Search the records below for the word "this". Pull out each line that has it.

-*-*-

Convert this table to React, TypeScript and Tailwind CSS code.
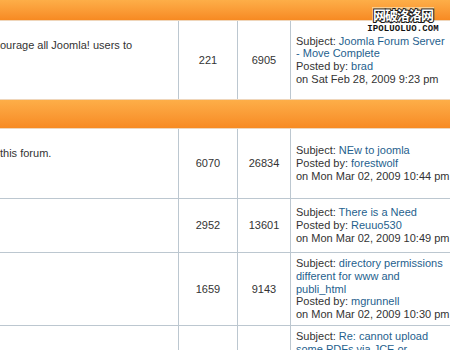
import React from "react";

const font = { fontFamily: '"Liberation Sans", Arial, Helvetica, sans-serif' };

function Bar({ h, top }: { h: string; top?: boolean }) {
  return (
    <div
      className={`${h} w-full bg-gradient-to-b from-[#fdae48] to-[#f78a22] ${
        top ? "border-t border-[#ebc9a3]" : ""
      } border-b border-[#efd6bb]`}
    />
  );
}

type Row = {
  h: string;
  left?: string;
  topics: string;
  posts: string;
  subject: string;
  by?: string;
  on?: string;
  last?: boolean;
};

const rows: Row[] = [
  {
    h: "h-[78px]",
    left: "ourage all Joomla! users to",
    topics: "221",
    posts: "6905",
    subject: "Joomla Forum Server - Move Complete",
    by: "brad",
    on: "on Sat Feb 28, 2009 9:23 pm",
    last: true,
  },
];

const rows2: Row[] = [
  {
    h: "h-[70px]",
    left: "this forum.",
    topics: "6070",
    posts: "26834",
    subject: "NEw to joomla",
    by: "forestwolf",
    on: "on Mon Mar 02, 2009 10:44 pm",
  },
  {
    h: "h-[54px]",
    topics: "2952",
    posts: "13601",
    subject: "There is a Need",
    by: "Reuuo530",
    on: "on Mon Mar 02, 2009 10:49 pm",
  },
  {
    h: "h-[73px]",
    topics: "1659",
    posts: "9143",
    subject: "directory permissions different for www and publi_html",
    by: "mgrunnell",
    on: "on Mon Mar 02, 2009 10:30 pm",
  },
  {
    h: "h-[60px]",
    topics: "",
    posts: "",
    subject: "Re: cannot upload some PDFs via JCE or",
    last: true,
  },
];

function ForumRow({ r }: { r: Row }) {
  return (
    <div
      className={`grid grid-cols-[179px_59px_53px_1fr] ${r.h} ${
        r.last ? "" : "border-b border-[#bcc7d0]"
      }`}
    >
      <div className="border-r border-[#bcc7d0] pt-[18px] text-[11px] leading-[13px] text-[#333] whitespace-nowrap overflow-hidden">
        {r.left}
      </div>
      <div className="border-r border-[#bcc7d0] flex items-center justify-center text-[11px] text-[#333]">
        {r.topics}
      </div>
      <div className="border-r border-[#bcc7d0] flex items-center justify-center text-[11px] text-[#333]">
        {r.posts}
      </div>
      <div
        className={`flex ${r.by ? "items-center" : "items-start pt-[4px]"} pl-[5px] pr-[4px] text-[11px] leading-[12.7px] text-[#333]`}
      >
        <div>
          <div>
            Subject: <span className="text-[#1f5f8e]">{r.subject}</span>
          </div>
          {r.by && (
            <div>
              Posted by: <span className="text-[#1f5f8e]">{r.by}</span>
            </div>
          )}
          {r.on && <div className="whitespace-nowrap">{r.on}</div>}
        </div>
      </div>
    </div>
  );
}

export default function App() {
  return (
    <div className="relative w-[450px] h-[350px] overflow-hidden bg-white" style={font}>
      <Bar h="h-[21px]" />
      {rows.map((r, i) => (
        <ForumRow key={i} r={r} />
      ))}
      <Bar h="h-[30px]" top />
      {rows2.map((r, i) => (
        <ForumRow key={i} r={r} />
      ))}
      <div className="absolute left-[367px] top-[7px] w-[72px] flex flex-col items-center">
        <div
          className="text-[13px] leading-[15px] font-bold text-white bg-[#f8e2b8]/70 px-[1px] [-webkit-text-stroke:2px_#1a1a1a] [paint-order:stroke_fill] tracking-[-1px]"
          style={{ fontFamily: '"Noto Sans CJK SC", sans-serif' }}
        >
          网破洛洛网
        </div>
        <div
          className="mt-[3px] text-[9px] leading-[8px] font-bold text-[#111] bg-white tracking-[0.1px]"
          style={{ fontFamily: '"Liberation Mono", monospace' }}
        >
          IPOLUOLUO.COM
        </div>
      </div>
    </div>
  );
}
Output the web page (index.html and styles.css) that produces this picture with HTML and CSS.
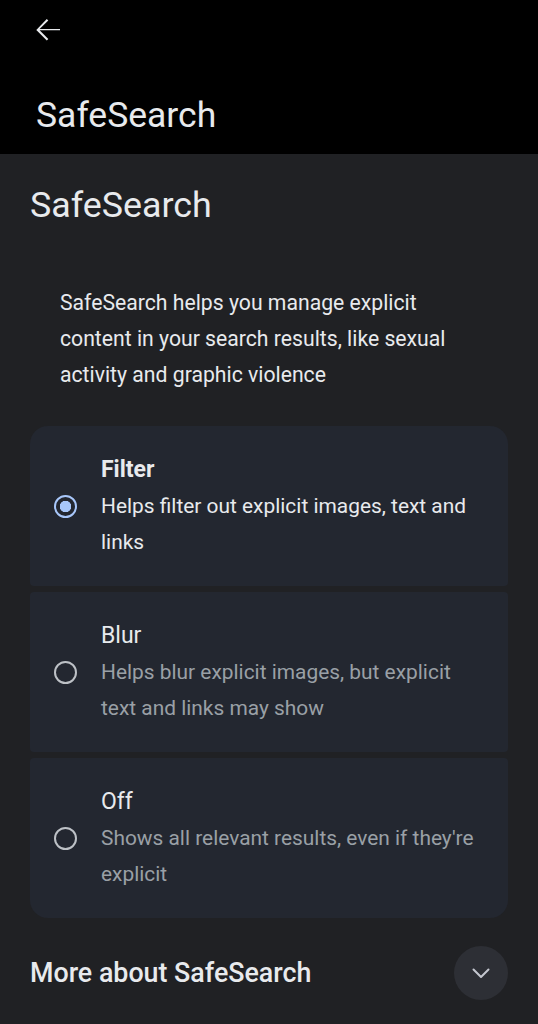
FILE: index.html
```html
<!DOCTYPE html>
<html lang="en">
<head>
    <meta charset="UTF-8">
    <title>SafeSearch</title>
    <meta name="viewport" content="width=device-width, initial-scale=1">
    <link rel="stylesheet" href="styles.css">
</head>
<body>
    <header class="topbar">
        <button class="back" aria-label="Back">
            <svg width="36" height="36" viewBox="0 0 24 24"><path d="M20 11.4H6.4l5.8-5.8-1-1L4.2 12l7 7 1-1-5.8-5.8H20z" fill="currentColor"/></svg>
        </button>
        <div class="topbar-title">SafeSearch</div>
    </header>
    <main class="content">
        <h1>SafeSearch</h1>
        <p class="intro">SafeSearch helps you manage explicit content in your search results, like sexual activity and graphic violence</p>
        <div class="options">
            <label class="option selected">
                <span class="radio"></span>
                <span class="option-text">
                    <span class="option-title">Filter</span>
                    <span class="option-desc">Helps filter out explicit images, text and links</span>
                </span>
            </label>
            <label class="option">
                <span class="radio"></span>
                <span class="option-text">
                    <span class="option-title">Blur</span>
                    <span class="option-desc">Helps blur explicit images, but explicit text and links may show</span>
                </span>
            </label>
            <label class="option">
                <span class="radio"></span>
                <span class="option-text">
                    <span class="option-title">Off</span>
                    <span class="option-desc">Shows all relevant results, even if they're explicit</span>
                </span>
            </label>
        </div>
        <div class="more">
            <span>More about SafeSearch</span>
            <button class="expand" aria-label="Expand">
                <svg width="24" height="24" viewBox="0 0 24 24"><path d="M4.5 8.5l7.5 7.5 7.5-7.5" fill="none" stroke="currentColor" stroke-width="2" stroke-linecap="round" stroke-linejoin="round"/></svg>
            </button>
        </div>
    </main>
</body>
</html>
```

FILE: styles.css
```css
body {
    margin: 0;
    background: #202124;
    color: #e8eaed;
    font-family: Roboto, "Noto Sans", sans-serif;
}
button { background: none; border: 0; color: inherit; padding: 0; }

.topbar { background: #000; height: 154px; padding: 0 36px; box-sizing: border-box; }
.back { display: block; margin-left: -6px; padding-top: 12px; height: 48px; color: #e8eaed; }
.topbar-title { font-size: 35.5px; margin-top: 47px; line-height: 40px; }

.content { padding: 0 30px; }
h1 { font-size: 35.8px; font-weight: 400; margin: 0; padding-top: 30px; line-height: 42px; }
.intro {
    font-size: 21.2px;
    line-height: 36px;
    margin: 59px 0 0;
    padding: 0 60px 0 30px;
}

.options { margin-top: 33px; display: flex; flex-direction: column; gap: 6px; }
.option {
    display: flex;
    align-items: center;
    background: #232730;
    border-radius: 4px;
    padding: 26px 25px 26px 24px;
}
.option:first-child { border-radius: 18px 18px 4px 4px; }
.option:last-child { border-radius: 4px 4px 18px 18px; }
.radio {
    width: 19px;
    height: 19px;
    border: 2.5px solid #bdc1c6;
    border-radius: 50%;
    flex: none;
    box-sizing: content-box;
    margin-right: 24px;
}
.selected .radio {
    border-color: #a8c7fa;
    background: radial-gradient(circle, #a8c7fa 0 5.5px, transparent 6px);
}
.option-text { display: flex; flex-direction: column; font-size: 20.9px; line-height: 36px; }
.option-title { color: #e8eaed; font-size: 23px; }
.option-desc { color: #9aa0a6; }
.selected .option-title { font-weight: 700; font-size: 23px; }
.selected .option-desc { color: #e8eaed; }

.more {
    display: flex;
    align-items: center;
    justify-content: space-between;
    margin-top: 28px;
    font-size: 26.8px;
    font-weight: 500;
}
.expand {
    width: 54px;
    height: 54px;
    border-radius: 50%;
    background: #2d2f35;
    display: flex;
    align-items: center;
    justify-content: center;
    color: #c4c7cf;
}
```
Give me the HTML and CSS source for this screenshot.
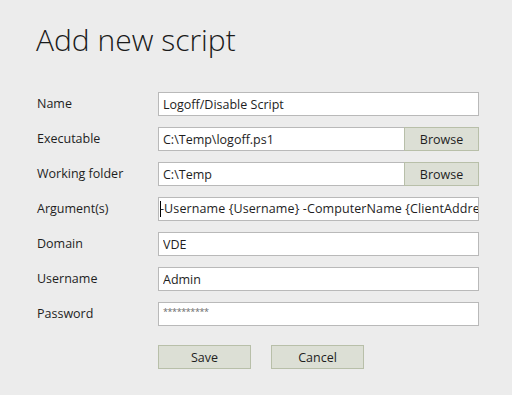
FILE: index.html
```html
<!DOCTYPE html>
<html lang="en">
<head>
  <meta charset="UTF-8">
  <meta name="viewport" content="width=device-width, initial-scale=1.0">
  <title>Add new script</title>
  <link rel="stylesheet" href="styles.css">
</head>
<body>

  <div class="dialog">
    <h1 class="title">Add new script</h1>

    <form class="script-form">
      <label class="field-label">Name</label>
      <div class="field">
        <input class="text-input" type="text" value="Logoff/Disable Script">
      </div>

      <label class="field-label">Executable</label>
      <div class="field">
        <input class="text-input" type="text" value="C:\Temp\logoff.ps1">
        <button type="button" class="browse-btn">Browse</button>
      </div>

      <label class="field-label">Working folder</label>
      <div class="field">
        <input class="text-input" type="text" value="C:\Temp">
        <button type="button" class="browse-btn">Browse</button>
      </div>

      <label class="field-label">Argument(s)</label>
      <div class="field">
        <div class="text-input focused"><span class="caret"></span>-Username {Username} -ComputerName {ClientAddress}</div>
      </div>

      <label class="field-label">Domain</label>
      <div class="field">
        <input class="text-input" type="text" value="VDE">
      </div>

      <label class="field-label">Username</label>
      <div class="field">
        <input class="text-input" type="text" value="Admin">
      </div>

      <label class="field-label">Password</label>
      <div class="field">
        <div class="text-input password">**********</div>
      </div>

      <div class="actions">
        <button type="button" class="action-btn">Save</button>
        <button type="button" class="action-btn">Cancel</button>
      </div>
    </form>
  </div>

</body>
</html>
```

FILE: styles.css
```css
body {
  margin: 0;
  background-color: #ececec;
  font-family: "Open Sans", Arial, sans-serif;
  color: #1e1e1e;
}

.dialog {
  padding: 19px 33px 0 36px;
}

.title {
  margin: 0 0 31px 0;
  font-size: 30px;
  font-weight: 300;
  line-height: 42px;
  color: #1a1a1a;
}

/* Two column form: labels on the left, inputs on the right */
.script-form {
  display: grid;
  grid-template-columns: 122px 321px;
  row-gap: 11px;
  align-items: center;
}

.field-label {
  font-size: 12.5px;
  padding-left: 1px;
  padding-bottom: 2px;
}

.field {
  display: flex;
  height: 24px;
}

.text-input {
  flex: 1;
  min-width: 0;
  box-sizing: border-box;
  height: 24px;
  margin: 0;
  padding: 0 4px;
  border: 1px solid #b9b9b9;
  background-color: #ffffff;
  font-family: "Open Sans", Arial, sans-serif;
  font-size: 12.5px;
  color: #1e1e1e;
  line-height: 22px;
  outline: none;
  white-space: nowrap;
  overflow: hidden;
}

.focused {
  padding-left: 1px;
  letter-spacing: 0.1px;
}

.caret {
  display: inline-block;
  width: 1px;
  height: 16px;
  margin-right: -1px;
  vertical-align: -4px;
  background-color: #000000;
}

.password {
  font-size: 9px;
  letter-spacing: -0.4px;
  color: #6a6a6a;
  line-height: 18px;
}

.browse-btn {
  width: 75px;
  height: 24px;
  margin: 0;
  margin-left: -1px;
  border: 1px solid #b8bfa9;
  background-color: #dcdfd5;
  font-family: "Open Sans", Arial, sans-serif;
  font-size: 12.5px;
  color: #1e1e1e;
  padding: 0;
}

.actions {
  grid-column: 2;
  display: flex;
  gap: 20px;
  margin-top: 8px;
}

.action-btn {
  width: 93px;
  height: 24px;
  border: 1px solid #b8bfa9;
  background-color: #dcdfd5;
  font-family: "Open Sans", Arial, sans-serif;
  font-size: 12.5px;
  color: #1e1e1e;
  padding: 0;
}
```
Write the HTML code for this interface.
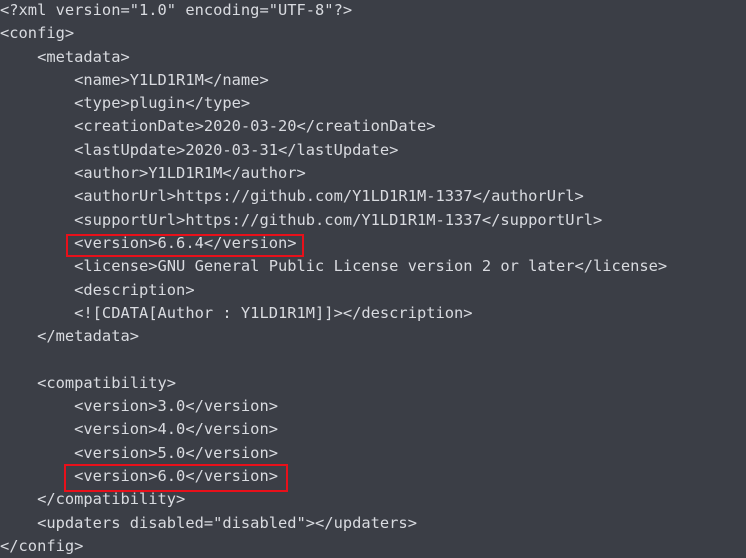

-*-*-

Finished answer:
Convert this table to React, TypeScript and Tailwind CSS code.
    left: "this forum.",
Output the web page (index.html and styles.css) that produces this picture with HTML and CSS.
Give me the HTML and CSS source for this screenshot.
Write the HTML code for this interface.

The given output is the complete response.